In-situ integrated ultrasonic vibration-assisted grain refinement for suppressing anisotropic diamond cutting behavior of polycrystalline Cu

While inherent heterogeneous microstructures introduce significant anisotropic machining response of polycrystalline metals, reducing the anisotropy by grain refinement is crucial for achieving the ultrahigh surface integrity. In the present work, we propose an in-situ integrated grain refinement strategy of polycrystalline Cu by firstly ultrasonic vibration-assisted diamond cutting for suppressing the anisotropic cutting behavior in subsequent conventional diamond cutting, the two processes of which are carried out within one experimental setup. Specifically, the promoted propensity and underlying mechanisms of cutting-induced grain refinement within subsurface by vibration assistance are discovered by experiments and multiscale numerical simulations.

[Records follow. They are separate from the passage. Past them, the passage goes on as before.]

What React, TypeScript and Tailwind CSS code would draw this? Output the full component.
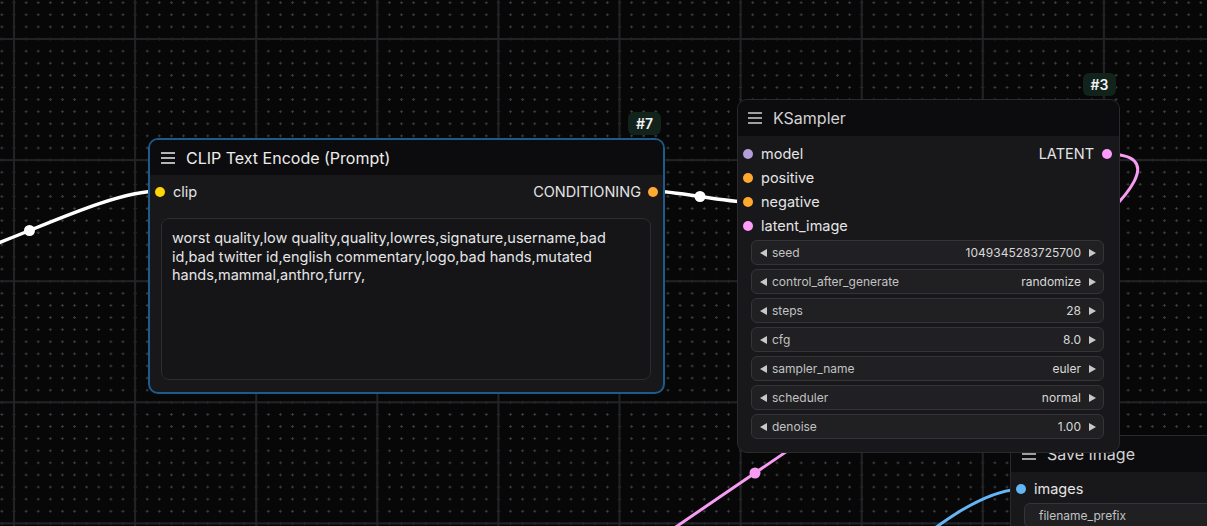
import React from "react";

type Tone = "bright" | "dim";

function Hamburger({ tone = "dim" }: { tone?: Tone }) {
  const c = tone === "bright" ? "#ececec" : "#cfcfcf";
  return (
    <svg width="14" height="12" viewBox="0 0 14 12" className="shrink-0">
      <path d="M0 1h14M0 6h14M0 11h14" stroke={c} strokeWidth="1.6" />
    </svg>
  );
}

function Tri({ dir }: { dir: "left" | "right" }) {
  return (
    <svg width="7" height="8" viewBox="0 0 7 8" className="shrink-0">
      <polygon points={dir === "left" ? "7,0 7,8 0,4" : "0,0 0,8 7,4"} fill="#c8c8c8" />
    </svg>
  );
}

function Dot({ color }: { color: string }) {
  return <span className="h-[10px] w-[10px] shrink-0 rounded-full" style={{ backgroundColor: color }} />;
}

function Title({ text, tone }: { text: string; tone: Tone }) {
  return (
    <div className="flex h-[35px] items-center gap-[11px] bg-[#0c0c0e] pl-[11px]">
      <Hamburger tone={tone} />
      <span className={tone === "bright" ? "text-[16px] text-[#ececec]" : "text-[16px] text-[#d2d2d2]"}>{text}</span>
    </div>
  );
}

function InSlot({ color, label }: { color: string; label: string }) {
  return (
    <div className="flex h-[24px] items-center gap-[8px] pl-[5px]">
      <Dot color={color} />
      <span className="text-[14.5px] text-[#e4e4e4]">{label}</span>
    </div>
  );
}

function NumWidget({ label, value }: { label: string; value: string }) {
  return (
    <div className="flex h-[25px] items-center rounded-[6px] border border-[#34343a] bg-[#202023] pl-[8px] pr-[7px] text-[12px]">
      <Tri dir="left" />
      <span className="ml-[5px] text-[#c2c2c2]">{label}</span>
      <span className="ml-auto mr-[8px] text-[#d8d8d8]">{value}</span>
      <Tri dir="right" />
    </div>
  );
}

function Badge({ text, className }: { text: string; className: string }) {
  return (
    <div
      className={`absolute flex h-[23px] w-[33px] items-center justify-center rounded-[6px] bg-[#11231a] text-[14px] font-semibold text-[#f2f2f2] ${className}`}
    >
      {text}
    </div>
  );
}

const widgets: [string, string][] = [
  ["seed", "1049345283725700"],
  ["control_after_generate", "randomize"],
  ["steps", "28"],
  ["cfg", "8.0"],
  ["sampler_name", "euler"],
  ["scheduler", "normal"],
  ["denoise", "1.00"],
];

function Canvas() {
  const m = 12.11;
  return (
    <svg className="absolute inset-0" width={1207} height={526}>
      <defs>
        <pattern id="minor" x={14 - m / 2} y={39 - m / 2} width={m} height={m} patternUnits="userSpaceOnUse">
          <path d={`M${m / 2 - 1.5} ${m / 2}h3M${m / 2} ${m / 2 - 1.5}v3`} stroke="#3d3e44" strokeWidth="1" />
        </pattern>
        <pattern id="major" x={13} y={38} width={121.1} height={121.1} patternUnits="userSpaceOnUse">
          <path d="M1 0v121.1M0 1h121.1" stroke="#212327" strokeWidth="2" />
        </pattern>
      </defs>
      <rect width="100%" height="100%" fill="url(#minor)" />
      <rect width="100%" height="100%" fill="url(#major)" />

      {/* clip link */}
      <path d="M-101 270 C-33 270, 92 191, 160 191" stroke="#ffffff" strokeWidth="3.5" fill="none" />
      <circle cx="29.5" cy="230.5" r="5.5" fill="#ffffff" />
      {/* conditioning -> negative */}
      <path d="M652 191 C676 191, 724 202, 748 202" stroke="#ffffff" strokeWidth="3.5" fill="none" />
      <circle cx="700" cy="196.5" r="5.5" fill="#ffffff" />
      {/* latent link */}
      <path d="M1106 154 C1343 154, 167 792, 404 792" stroke="#f79cf3" strokeWidth="3" fill="none" />
      <circle cx="755" cy="473" r="5.5" fill="#f79cf3" />
      {/* images link */}
      <path d="M740 650 C821 650, 941 489, 1022 489" stroke="#64b5f6" strokeWidth="3" fill="none" />
    </svg>
  );
}

export default function App() {
  return (
    <div className="relative h-[526px] w-[1207px] overflow-hidden bg-[#070707] font-[Inter,sans-serif]">
      <Canvas />

      {/* CLIP Text Encode */}
      <div className="absolute left-[148px] top-[138px] flex w-[517px] flex-col overflow-hidden rounded-[10px] border-2 border-[#1d5b8c] bg-[#18181b]">
        <Title text="CLIP Text Encode (Prompt)" tone="bright" />
        <div className="flex items-center justify-between pr-[5px] pt-[5px]">
          <InSlot color="#ffd500" label="clip" />
          <div className="flex items-center gap-[7px]">
            <span className="text-[14.5px] text-[#e4e4e4]">CONDITIONING</span>
            <Dot color="#ffa931" />
          </div>
        </div>
        <div className="mb-[12px] ml-[11px] mr-[12px] mt-[14px] h-[162px] rounded-[8px] border border-[#2c2c31] bg-[#151518] px-[10px] pt-[10px] text-[14.5px] leading-[18.5px] text-[#e6e6e6]">
          <div>worst quality,low quality,quality,lowres,signature,username,bad</div>
          <div>id,bad twitter id,english commentary,logo,bad hands,mutated</div>
          <div>hands,mammal,anthro,furry,</div>
        </div>
      </div>
      <Badge text="#7" className="left-[628px] top-[112px]" />

      {/* Save Image */}
      <div className="absolute left-[1010px] top-[435px] flex w-[260px] flex-col overflow-hidden rounded-[10px] border border-[#2a2a2e] bg-[#18181b]">
        <div className="flex h-[36px] items-center gap-[11px] bg-[#0c0c0e] pl-[11px]">
          <Hamburger />
          <span className="text-[16px] text-[#d2d2d2]">Save Image</span>
        </div>
        <div className="pt-[5px]">
          <InSlot color="#64b5f6" label="images" />
        </div>
        <div className="ml-[13px] mt-[2px] flex h-[25px] items-center rounded-[6px] border border-[#34343a] bg-[#202023] pl-[14px] text-[12px] text-[#c2c2c2]">
          filename_prefix
        </div>
        <div className="h-[40px]" />
      </div>

      {/* KSampler */}
      <div className="absolute left-[737px] top-[99px] flex w-[383px] flex-col overflow-hidden rounded-[10px] border border-[#2a2a2e] bg-[#18181b]">
        <div className="flex h-[36px] items-center gap-[11px] bg-[#0c0c0e] pl-[10px]">
          <Hamburger />
          <span className="text-[16px] text-[#d2d2d2]">KSampler</span>
        </div>
        <div className="flex justify-between pr-[7px] pt-[6px]">
          <div className="flex flex-col">
            <InSlot color="#b39ddb" label="model" />
            <InSlot color="#ffa931" label="positive" />
            <InSlot color="#ffa931" label="negative" />
            <InSlot color="#ff9cf9" label="latent_image" />
          </div>
          <div className="flex h-[24px] items-center gap-[8px]">
            <span className="text-[14.5px] text-[#e4e4e4]">LATENT</span>
            <Dot color="#ff9cf9" />
          </div>
        </div>
        <div className="mb-[13px] ml-[13px] mr-[15px] mt-[2px] flex flex-col gap-[4px]">
          {widgets.map(([l, v]) => (
            <NumWidget key={l} label={l} value={v} />
          ))}
        </div>
      </div>
      <Badge text="#3" className="left-[1083px] top-[73px]" />
    </div>
  );
}
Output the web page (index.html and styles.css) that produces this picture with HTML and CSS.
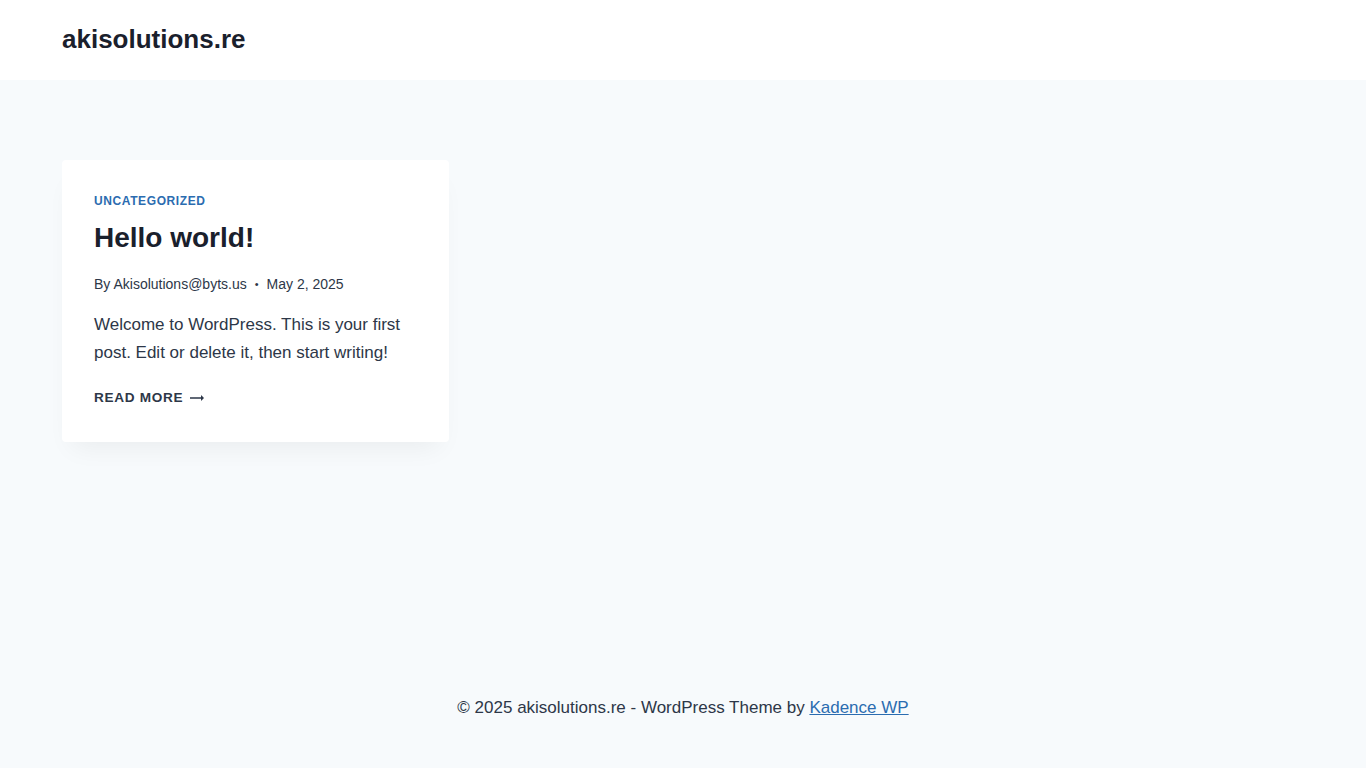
FILE: index.html
```html
<!DOCTYPE html>
<html lang="en">
<head>
<meta charset="utf-8">
<title>akisolutions.re</title>
<link rel="stylesheet" href="styles.css">
</head>
<body>
<header class="site-header">
  <div class="container header-inner">
    <a class="site-title" href="#">akisolutions.re</a>
  </div>
</header>
<main class="site-main">
  <div class="container">
    <div class="post-grid">
      <article class="loop-entry">
        <div class="entry-taxonomies"><a href="#">Uncategorized</a></div>
        <h2 class="entry-title">Hello world!</h2>
        <div class="entry-meta">
          <span>By Akisolutions@byts.us</span>
          <span class="sep">•</span>
          <span>May 2, 2025</span>
        </div>
        <div class="entry-summary">
          <p>Welcome to WordPress. This is your first post. Edit or delete it, then start writing!</p>
        </div>
        <div class="entry-footer">
          <a class="more-link" href="#">Read More
            <svg class="arrow" viewBox="0 0 16 8" width="14" height="8" aria-hidden="true"><path d="M0 3.2h12.6V0.6L16 4l-3.4 3.4V4.8H0z" fill="currentColor"/></svg>
          </a>
        </div>
      </article>
    </div>
  </div>
</main>
<footer class="site-footer">
  <div class="container footer-inner">
    <p>© 2025 akisolutions.re - WordPress Theme by <a href="#">Kadence WP</a></p>
  </div>
</footer>
</body>
</html>
```

FILE: styles.css
```css
* { box-sizing: border-box; }
html, body { margin: 0; padding: 0; }
body {
  background: #f7fafc;
  color: #2d3748;
  font-family: "Liberation Sans", Arial, sans-serif;
  font-size: 17px;
  line-height: 1.6;
}
a { color: #2b6cb0; }
.container {
  max-width: 1290px;
  margin: 0 auto;
  padding: 0 24px;
}
.site-header {
  background: #fff;
  height: 80px;
}
.header-inner {
  height: 80px;
  display: flex;
  align-items: center;
}
.site-title {
  font-size: 26px;
  font-weight: 700;
  line-height: 1.2;
  color: #1a202c;
  text-decoration: none;
}
.site-main {
  padding-top: 80px;
  min-height: 584px;
}
.post-grid {
  display: grid;
  grid-template-columns: repeat(3, 1fr);
  gap: 40px;
}
.loop-entry {
  background: #fff;
  border-radius: 4px;
  box-shadow: 0px 15px 25px -10px rgba(0,0,0,0.06);
  padding: 32px 32px 33px;
}
.entry-taxonomies {
  font-size: 12px;
  font-weight: 700;
  line-height: 18px;
  letter-spacing: 0.05em;
  text-transform: uppercase;
  margin-bottom: 7px;
}
.entry-taxonomies a { text-decoration: none; color: #2b6cb0; }
.entry-title {
  margin: 0;
  font-size: 28px;
  line-height: 1.5;
  font-weight: 700;
  color: #1a202c;
}
.entry-meta {
  font-size: 14px;
  line-height: 22px;
  margin: 14px 0 0;
  display: flex;
  gap: 8px;
  color: #2d3748;
}
.entry-meta .sep { font-size: 11px; }
.entry-summary { margin-top: 16px; }
.entry-summary p { margin: 0; line-height: 28px; }
.entry-footer { margin-top: 19px; line-height: 22px; }
.more-link {
  font-size: 13.6px;
  font-weight: 700;
  letter-spacing: 0.05em;
  text-transform: uppercase;
  text-decoration: none;
  color: #2d3748;
  display: inline-flex;
  align-items: center;
  gap: 7px;
}
.site-footer {
  padding: 30px 0 47px;
}
.footer-inner { text-align: center; }
.footer-inner p { margin: 0; line-height: 27px; }
.footer-inner a { color: #2b6cb0; text-decoration: underline; }
```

A maximum decrease of average grain size in subsurface from initial 13.5 μm–5.3 μm accompanied by dislocation glide-dominated dynamic recrystallization is revealed. Subsequent in-situ conventional diamond cutting on the fine-grained Cu yields an ultrasmooth surface formation with significantly suppressed grain boundary surface steps, accompanied with a 71.1 % reduction of surface roughness from its coarse-grained counterpart. Subsequent instrumented nanoindentation tests on retaining refinement layer with a 4 μm thickness demonstrate the enhanced mechanical performance of machined surface of fine-grained Cu in terms of increased hardness and elastic modulus. This study demonstrates the feasibility and effectiveness of applying grain refinement by in-situ integrated vibration-assisted diamond cutting for improving the machining performance of polycrystalline metals.